Unnamed: 0,token_text,token_lemma,token_shape
0,Cerró,cerró,Xxxxx
1,el,el,xx
2,comedor,comedor,xxxx
3,cordobés,cordobés,xxxx
4,al,al,xx
5,que,que,xxx
6,Macri,macri,Xxxxx
7,le,le,xx
8,había,había,xxxx
9,prometido,prometido,xxxx


Lemmatization is actually not supported for the Spanish language model. We still have some normalization, as seen from the shape mask applied to every word.

### Token-level entity analysis
The standard way to access entity annotations is the *doc.ents* property, but you can also access token entity annotations using the *token.ent_iob* and *token.ent_type* attributes; *token.ent_iob* indicates whether an entity starts, continues or ends on the tag.

IOB Scheme:
- *I* - Token is *inside* an entity.
- *O* - Token is *outside* an entity.
- *B* - Token is the *beginning* of an entity.

In [21]:
token_entity_type = [token.ent_type_ for token in doc]
token_entity_iob = [token.ent_iob_ for token in doc]

pd.DataFrame(list(zip(token_text, token_entity_type, token_entity_iob)), columns=['token_text', 'entity_type', 'inside_outside_begin'])

Unnamed: 0,token_text,entity_type,inside_outside_begin
0,Cerró,,O
1,el,,O
2,comedor,,O
3,cordobés,,O
4,al,,O
5,que,,O
6,Macri,PER,B
7,le,,O
8,había,,O
9,prometido,,O


### Token-level attributes
Other useful metadata is provided, such as the relative frequency of tokens, and whether or not a token matches any of these categories:
- stopword
- punctuation
- whitespace
- number
- url

and many more token [attributes](https://alpha.spacy.io/api/token#attributes)!


In [22]:
token_attributes = [(token.orth_,token.prob,token.is_stop,token.is_punct,token.is_space,token.like_num,token.like_url) for token in doc]
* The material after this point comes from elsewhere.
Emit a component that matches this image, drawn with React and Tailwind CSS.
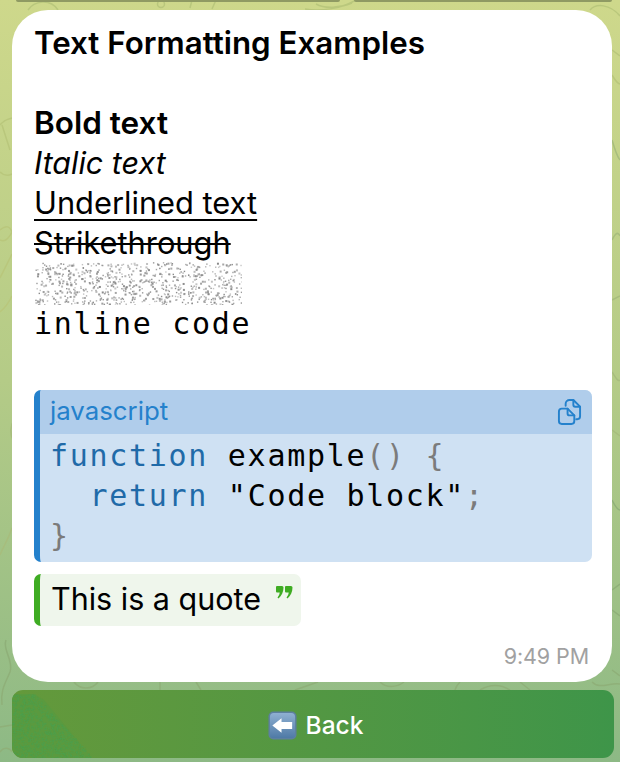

df = pd.DataFrame(token_attributes,columns=['text','log_probability','stop?','punctuation?','whitespace?','number?','url?'])

df.loc[:, 'stop?':'url?'] = (df.loc[:, 'stop?':'url?'].applymap(lambda x: u'Yes' if x else u''))
                                               
df

Unnamed: 0,text,log_probability,stop?,punctuation?,whitespace?,number?,url?
0,Cerró,-20.0,,,,,
1,el,-20.0,Yes,,,,
2,comedor,-20.0,,,,,
3,cordobés,-20.0,,,,,
4,al,-20.0,Yes,,,,
5,que,-20.0,Yes,,,,
6,Macri,-20.0,,,,,
7,le,-20.0,Yes,,,,
8,había,-20.0,Yes,,,,
9,prometido,-20.0,,,,,


The relative frequency is not stored in the model, but that's not important since we don't intend to rely on it anyways.
### Text normalization, lemmatization and sentence segmentation
Now that we have explored all that spaCy can do for us, we can use it to parse our *text.txt* and generate a new *parsed_text.txt* that has the same text, normalized, lemmatized and segmented in sentences. I decided not to remove stop words because they can be part of composite words, as explained in the phrase modeling section of this notebook. 

We first define a helper function that constructs a generator to loop over the *text.txt* and yield the review one-by-one. A generator is similar to an iterator but it can be used only once because its content is generated on the fly and not stored in memory, saving precious computation.

Then pass on the reviews to spaCy using the *.pipe()* method via a generator function to parse the reviews, lemmatize the text, and yield segmantized sentences. The standard way to initialize spaCy would be to call *nlp(text.txt)* on each review, but I will make use instead of the *.pipe()* method which allows efficient [multi-threading](https://spacy.io/docs/usage/processing-text#multithreading). Two [arguments](https://alpha.spacy.io/api/language#pipe) are given to *.pipe()*: *batch_size* is the number of texts to buffer and *n_threads* which is the number of worker threads to use (default is 2, if -1 OpenMP will decide how many to use at run time, like in our case). You can also pass a *disable* option to turn off some components of the pipeline that is not needed to further optimize the processing. Note that all processing algorithms are linear-time in the length of the string.

Finally, we write the sentences to a new txt file, *parsed_text.txt*.

In [24]:
%%time
#Helper function that yields all reviews via generator 
def get_review(filename):
    with codecs.open(filename, encoding='utf_8') as textfile:
        for review in textfile:
            yield review
            
#Generator function to parse reviews, lemmatize the text, and yield sentences
def lemmatize_corpus(filename):
    for parsed_review in nlp.pipe(get_review(filename),batch_size=10, n_threads=-1):
        for sent in parsed_review.sents:
            yield u' '.join([token.lemma_ for token in sent if not (token.is_punct or token.is_space)])

with codecs.open('data/new_text.txt', 'w', encoding='utf_8') as f:
    for sent in lemmatize_corpus('data/text.txt'):
        f.write(sent + '\n')

CPU times: user 38.4 s, sys: 44.5 s, total: 1min 22s
Wall time: 24.8 s


## Phrase Modeling with Gensim


Phrase modeling is a form of text manipulation that consists in producing new one token words from two or more tokens. As we saw in named entity recognition, there are groups of words that represent things that have nothing to do with the single words themselves that make up the group. For example *New York* is supposed to be different in meaning from *New* and *York*. We would like to have these single token words joined together in a single word, with an underscore instead of a space. 

There is a very simple formula for measuring the co-occurrence of these composite words in the corpus, meaning the frequency these words appear together in sequence, compared to the frequency they appear alone. We will use gensim to achieve this task.